Craven has expressed his displeasure with the remaking of his film, primarily because he was not consulted on the project as has been done on previous films of his that have been remade. Robert Englund, who portrayed Freddy in the previous eight films, voiced his support of the remake and the casting of Haley in the role of Freddy.

Kris Fowles (Katie Cassidy) goes to the Springwood Diner to meet with her boyfriend, Dean Russell (Kellan Lutz), who falls asleep at the table and meets a man covered in burn scars. The burned man cuts Dean’s throat in the dream, but in reality it appears that Dean is cutting his own throat.

At Dean’s funeral, Kris sees a photograph of her and Dean as children, but cannot recall ever knowing Dean before high school.

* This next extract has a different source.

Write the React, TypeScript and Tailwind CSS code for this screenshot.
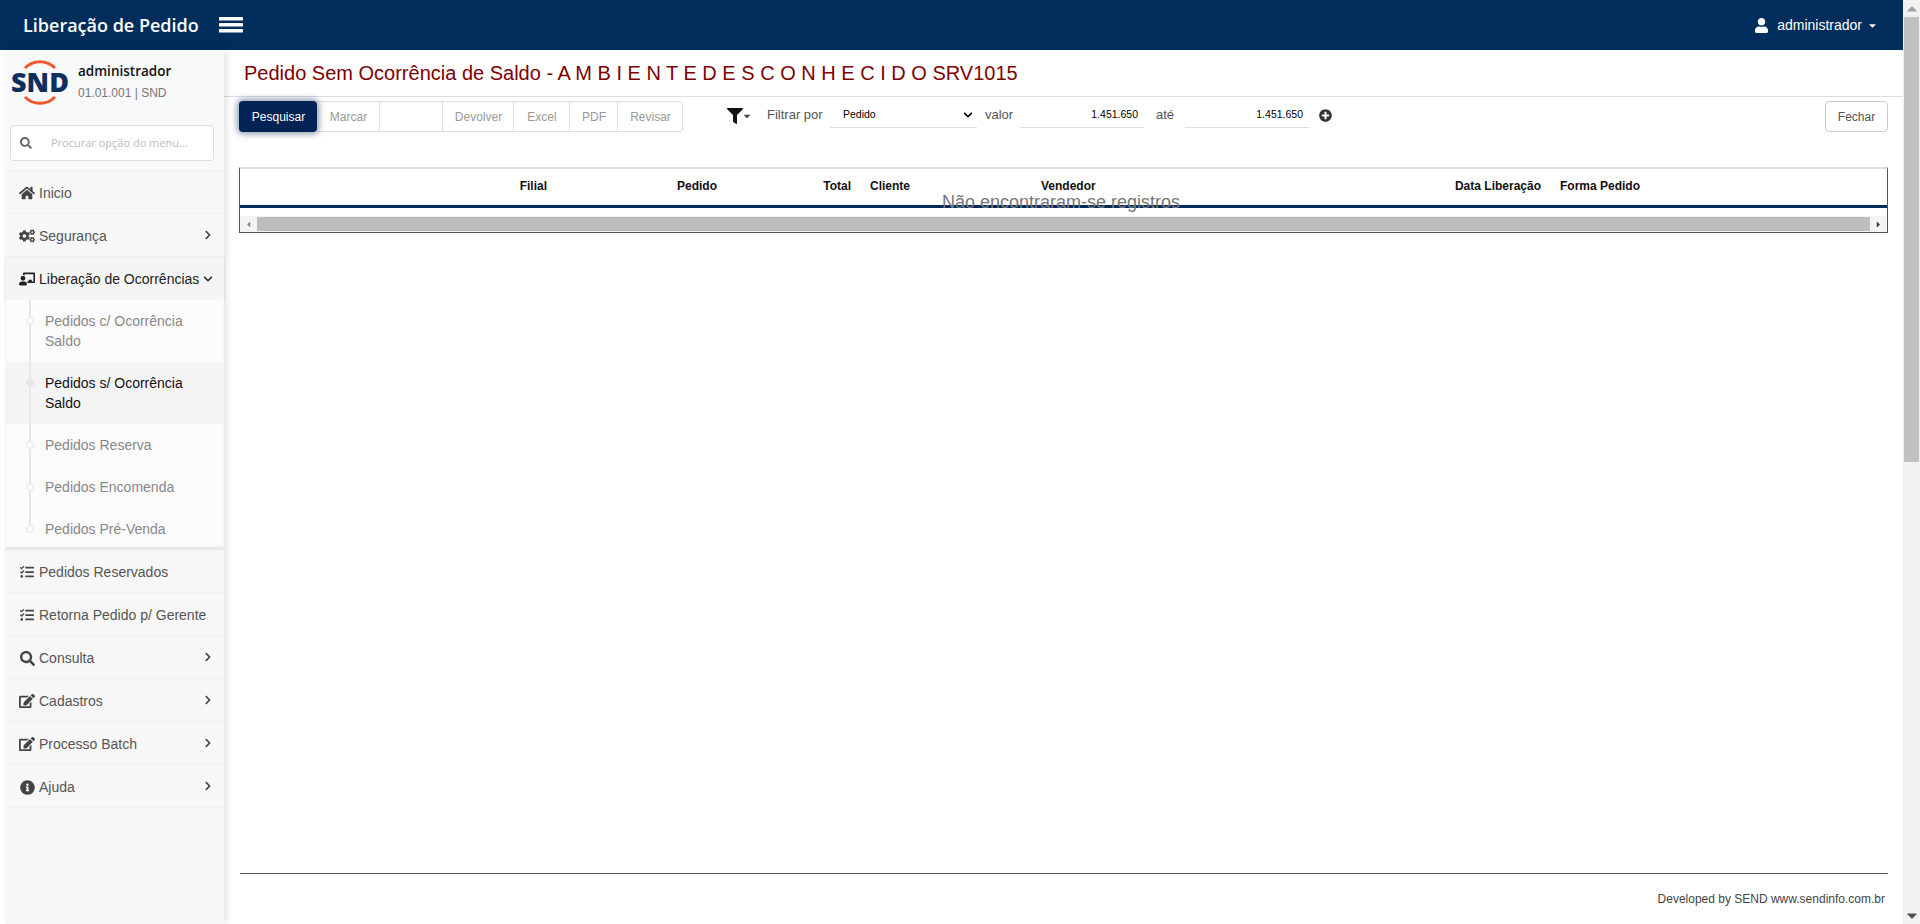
import React from "react";
import {
  FaHome, FaCogs, FaSearch, FaEdit, FaInfoCircle, FaTasks, FaChevronRight, FaChevronDown,
  FaUser, FaFilter, FaPlusCircle, FaChalkboardTeacher, FaCaretDown, FaCaretUp, FaCaretLeft, FaCaretRight,
} from "react-icons/fa";

function Logo() {
  return (
    <svg width="60" height="46" viewBox="0 0 60 46" className="shrink-0">
      <path d="M15 8 A 21 21 0 0 1 45 8" fill="none" stroke="#f0562c" strokeWidth="3" />
      <path d="M15 37 A 21 21 0 0 0 45 37" fill="none" stroke="#f0562c" strokeWidth="3" />
      <text x="30" y="32" textAnchor="middle" fontFamily="'Open Sans', sans-serif" fontWeight="800" fontSize="27" fill="#0e2f5c">SND</text>
    </svg>
  );
}

function MenuRow({ icon, label, arrow }: { icon: React.ReactNode; label: string; arrow?: boolean }) {
  return (
    <div className="h-[43px] pt-[2px] flex items-center pl-[10px] pr-[11px] border-b border-[#f1f1f1] text-[14px] text-[#555]">
      <span className="w-[24px] flex items-center justify-center text-[#444] text-[16px] shrink-0">{icon}</span>
      <span className="flex-1 whitespace-nowrap">{label}</span>
      {arrow && <FaChevronRight className="text-[10px] text-[#444] mt-[-2px]" />}
    </div>
  );
}

function SubRow({ label, active, tall, end }: { label: string; active?: boolean; tall?: boolean; end?: boolean }) {
  return (
    <div className={`relative pl-[39px] pr-[20px] flex items-center text-[14px] leading-[20px] ${tall ? "h-[62px]" : "h-[42px]"} ${active ? "bg-[#f4f4f4] text-[#111]" : "text-[#888]"}`}>
      <span className={`absolute left-[23px] top-0 w-[2px] bg-[#e6e6e6] ${end ? "h-[22px]" : "bottom-0"}`} />
      <span className={`absolute left-[20px] top-[17px] w-[8px] h-[8px] rounded-full border border-[#e6e6e6] ${active ? "bg-[#e6e6e6]" : "bg-[#fbfbfb]"}`} />
      <span>{label}</span>
    </div>
  );
}

function TBtn({ label, w, last }: { label: string; w: string; last?: boolean }) {
  return (
    <div className={`${w} h-[31px] pl-[1px] flex items-center justify-center border-y border-r border-[#ddd] text-[12px] text-[#999] ${last ? "rounded-r-[4px]" : ""}`}>{label}</div>
  );
}

function Sidebar() {
  return (
    <aside className="ml-[5px] w-[219px] shrink-0 bg-[#f7f7f7] shadow-[3px_0_6px_rgba(0,0,0,0.1)] z-10 flex flex-col">
      <div className="h-[121px] bg-[#f8f9fb] border-b border-[#f0f0f0] pt-[10px] pl-[5px] pr-[10px] flex flex-col">
        <div className="flex items-start gap-[8px] h-[46px]">
          <Logo />
          <div>
            <div className="font-['Open_Sans',sans-serif] font-semibold text-[13.5px] leading-[18px] text-[#111] mt-[2px]">administrador</div>
            <div className="text-[12px] leading-[16px] text-[#777] mt-[5px]">01.01.001 | SND</div>
          </div>
        </div>
        <div className="mt-[19px] h-[36px] w-[204px] bg-white border border-[#ddd] rounded-[3px] flex items-center">
          <FaSearch className="ml-[9px] text-[12px] text-[#666] shrink-0" />
          <input
            readOnly
            placeholder="Procurar opção do menu..."
            className="ml-[19px] w-[160px] outline-none bg-transparent font-['Open_Sans',sans-serif] text-[11px] placeholder:text-[#bbb]"
          />
        </div>
      </div>
      <MenuRow icon={<FaHome />} label="Inicio" />
      <MenuRow icon={<FaCogs />} label="Segurança" arrow />
      <div className="h-[43px] pt-[1px] flex items-center pl-[10px] pr-[11px] bg-[#f5f5f5] shadow-[0_1px_2px_rgba(0,0,0,0.15)] relative text-[14px] text-[#222]">
        <span className="w-[24px] flex items-center justify-center text-[#222] text-[16px] shrink-0"><FaChalkboardTeacher /></span>
        <span className="flex-1 whitespace-nowrap">Liberação de Ocorrências</span>
        <FaChevronDown className="text-[10px] text-[#333]" />
      </div>
      <div className="relative bg-[#fbfbfb] pl-[1px] h-[250px] shadow-[inset_0_-3px_2px_#e6e6e6]">
        <SubRow label="Pedidos c/ Ocorrência Saldo" tall />
        <SubRow label="Pedidos s/ Ocorrência Saldo" tall active />
        <SubRow label="Pedidos Reserva" />
        <SubRow label="Pedidos Encomenda" />
        <SubRow label="Pedidos Pré-Venda" end />
      </div>
      <MenuRow icon={<FaTasks className="text-[14px]" />} label="Pedidos Reservados" />
      <MenuRow icon={<FaTasks className="text-[14px]" />} label="Retorna Pedido p/ Gerente" />
      <MenuRow icon={<FaSearch className="text-[15px]" />} label="Consulta" arrow />
      <MenuRow icon={<FaEdit />} label="Cadastros" arrow />
      <MenuRow icon={<FaEdit />} label="Processo Batch" arrow />
      <MenuRow icon={<FaInfoCircle className="text-[15px]" />} label="Ajuda" arrow />
    </aside>
  );
}

function Toolbar() {
  const label = "mt-[6px] text-[13px] leading-[16px] text-[#555]";
  const under = "h-[27px] pt-[1px] border-b border-[#ddd] flex items-center text-[10.5px] text-[#000]";
  return (
    <div className="flex items-start pl-[15px] pr-[15px] pt-[4px] h-[70px]">
      <div className="w-[78px] h-[31px] pl-[1px] rounded-[4px] bg-[#002255] text-white text-[12px] flex items-center justify-center shadow-[0_0_6px_2px_rgba(0,34,85,0.45)] relative">Pesquisar</div>
      <TBtn label="Marcar" w="w-[63px]" />
      <TBtn label="" w="w-[63px]" />
      <TBtn label="Devolver" w="w-[71px]" />
      <TBtn label="Excel" w="w-[56px]" />
      <TBtn label="PDF" w="w-[48px]" />
      <TBtn label="Revisar" w="w-[65px]" last />
      <div className="ml-[44px] mt-[7px] flex items-center text-[#111] w-[24px]">
        <FaFilter className="text-[16px] shrink-0" />
        <FaCaretDown className="text-[10px] ml-[-1px] shrink-0 text-[#444]" />
      </div>
      <span className={`ml-[16px] w-[63px] ${label}`}>Filtrar por</span>
      <div className={`w-[147px] justify-between pl-[13px] pr-[4px] ${under}`}>
        <span>Pedido</span>
        <FaChevronDown className="text-[10px]" />
      </div>
      <span className={`ml-[8px] w-[35px] ${label}`}>valor</span>
      <div className={`w-[124px] justify-end pr-[6px] ${under}`}>1.451.650</div>
      <span className={`ml-[12px] w-[29px] ${label}`}>até</span>
      <div className={`w-[124px] justify-end pr-[6px] ${under}`}>1.451.650</div>
      <FaPlusCircle className="ml-[10px] mt-[8px] text-[13px] text-[#333]" />
      <div className="ml-auto w-[63px] h-[31px] border border-[#ccc] rounded-[4px] text-[12px] text-[#555] flex items-center justify-center">Fechar</div>
    </div>
  );
}

function DataTable() {
  const h = "text-[12px] font-bold text-[#111]";
  return (
    <div className="relative mx-[15px] h-[66px] border-x border-b border-[#555] border-t-2 border-t-[#ddd]">
      <div className="h-[39px] pb-[2px] flex items-center border-b-[3px] border-[#002a5c]">
        <div className={`${h} w-[315px] pr-[8px] text-right`}>Filial</div>
        <div className={`${h} w-[170px] pr-[8px] text-right`}>Pedido</div>
        <div className={`${h} w-[134px] pr-[8px] text-right`}>Total</div>
        <div className={`${h} w-[174px] pl-[11px]`}>Cliente</div>
        <div className={`${h} w-[383px] pl-[8px]`}>Vendedor</div>
        <div className={`${h} w-[125px] text-right`}>Data Liberação</div>
        <div className={`${h} pl-[19px]`}>Forma Pedido</div>
      </div>
      <div className="mt-[8px] h-[16px] bg-[#f3f3f3] flex items-center">
        <FaCaretLeft className="w-[17px] text-[9px] text-[#888] shrink-0" />
        <div className="flex-1 h-[14px] bg-[#bdbdbd]" />
        <FaCaretRight className="w-[17px] text-[9px] text-[#333] shrink-0" />
      </div>
      <span className="absolute left-[702px] top-[22px] text-[18px] leading-[22px] text-[#777] whitespace-nowrap">Não encontraram-se registros</span>
    </div>
  );
}

export default function App() {
  return (
    <div className="h-[924px] w-[1920px] flex overflow-hidden bg-white font-['Liberation_Sans',Arial,sans-serif]">
      <div className="flex-1 flex flex-col min-w-0">
        <header className="h-[50px] shrink-0 bg-[#002d5b] flex items-center pl-[23px] pr-[25px] text-white">
          <span className="font-['Open_Sans',sans-serif] font-semibold text-[18px]">Liberação de Pedido</span>
          <svg width="24" height="16" viewBox="0 0 24 16" className="ml-[20px]" fill="#fff">
            <rect x="0" y="0" width="24" height="3.6" rx="0.6" />
            <rect x="0" y="6" width="24" height="3.6" rx="0.6" />
            <rect x="0" y="12" width="24" height="3.6" rx="0.6" />
          </svg>
          <div className="ml-auto flex items-center text-[14px]">
            <FaUser className="text-[15px] mr-[8px]" />
            <span>administrador</span>
            <FaCaretDown className="ml-[5px] text-[11px]" />
          </div>
        </header>
        <div className="flex-1 flex min-h-0">
          <Sidebar />
          <main className="flex-1 min-w-0 flex flex-col">
            <div className="h-[47px] shrink-0 border-b border-[#ddd] pl-[20px] flex items-center text-[20px] text-[#800000] whitespace-nowrap">
              Pedido Sem Ocorrência de Saldo - A M B I E N T E D E S C O N H E C I D O SRV1015
            </div>
            <Toolbar />
            <DataTable />
            <div className="flex-1" />
            <div className="ml-[16px] mr-[15px] h-[51px] border-t border-[#555] flex items-center justify-end pr-[3px] text-[12px] text-[#444]">
              Developed by SEND www.sendinfo.com.br
            </div>
          </main>
        </div>
      </div>
      <div className="w-[17px] shrink-0 bg-[#f1f1f1] flex flex-col items-center">
        <FaCaretUp className="h-[17px] text-[10px] text-[#a3a3a3] shrink-0" />
        <div className="w-[15px] h-[445px] bg-[#c1c1c1]" />
        <div className="flex-1" />
        <FaCaretDown className="h-[17px] text-[10px] text-[#505050] shrink-0" />
      </div>
    </div>
  );
}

Kris begins to dream about the burned man herself and refuses to go to sleep for fear that she will die in her dreams.

Jesse Braun (Thomas Dekker), Kris’s ex-boyfriend, shows up to keep her company while she sleeps, but Kris meets the burned man in her dreams and is murdered. Covered in her blood, Jesse runs to Nancy’s house and learns that Nancy has been having dreams about the same man: Freddy Krueger (Jackie Earle Haley)…

Reviews [click links to read more]:

“The complaint I heard most was that it’s too dark to be a Freddy movie but if you watch the original, it’s just as dark. None of the kills or dream sequences are memorable. They homage the Tina kill, but if you’re gonna do that why not try and make it better? It’s not that awful but it’s nothing special.” John Moser, Awful Horror Movies

“Despite the darker turn and some better visuals, the movie just doesn’t seem as scary as the first A Nightmare on Elm Street. The jumps are just not shocking, and if you saw the first movie many of the deaths echo the first deaths. The end of the film gets kind of sloppy with and uncovering that Krueger did molest them (there was some doubt for a bit) doesn’t really add much.” JP Roscoe, Basement Rejects

” …a barely-cohesive narrative supported by poor acting, terribly dull characters, sluggish pacing, generic atmosphere and music, and a Freddy Krueger who looks more like a deformed space alien than, well, Freddy Krueger.” Martin Liebman, Blu-ray.com

“Here even Freddy is just Jason with clunky dialogue who has no imagination or charisma that boils down to zingers like “Remember me?” and “I am now.” Who knew demons spoke in short hand? His kills are conventional and boring and the rest of his new mold is based around how many times he can pop up and shock the audience for an instant…” Felix Vasquez, Cinema Crazed

” …while director Samuel Bayer didn’t take full advantage of his opportunity and improve on the original, he has managed to direct the best film in the franchise since Part 3. Although the premise has become tiresome, this film has managed to add something new to the saga… Digital Retribution

“I did jump a few times, and I liked Haley’s dour malevolence, but overall, the new Nightmare on Elm Street is a by-the-numbers bad dream that plays a little too much like a corporately ordered rerun.” Owen Gleiberman, Entertainment Weekly

“The pace never quickens nor slows to a dread-inducing creep […] Although there’s admittedly something truly unsavory about Haley’s portrayal of the relentless dream stalker, even with his electronically deepened voice and a pointless amount of backstory, there’s just no replacing Englund.” Michael Rechtshaffen, The Hollywood Reporter

“Bayer plays with shape and color interestingly in a scene where Quentin (Kyle Gallner) nearly drowns and dreams Freddy’s backstory, but beyond that, he settles for delivering the cheapest, lamest, and most unoriginal of thrills, and in so doing accomplishes something unlikely: making one hanker for the ‘80s and the beauty of analog-age special effects.” Ed Gonzalez, Slant magazine

Main cast and characters:

  • Jackie Earle Haley … Freddy Krueger
  • Kyle Gallner … Quentin Smith
  • Rooney Mara … Nancy Holbrook
  • Katie Cassidy … Kris Fowles
  • Thomas Dekker … Jesse Braun
  • Kellan Lutz … Dean Russell
  • Clancy Brown … Alan Smith
  • Connie Britton … Doctor Gwen Holbrook
  • Lia Mortensen … Nora Fowles


Principal photography began on May 5, 2009, and wrapped on July 10, 2009.


A Nightmare on Elm Street was released in the USA on April 30, 2010 to 3,332 movie houses and approximately 4,700 screens.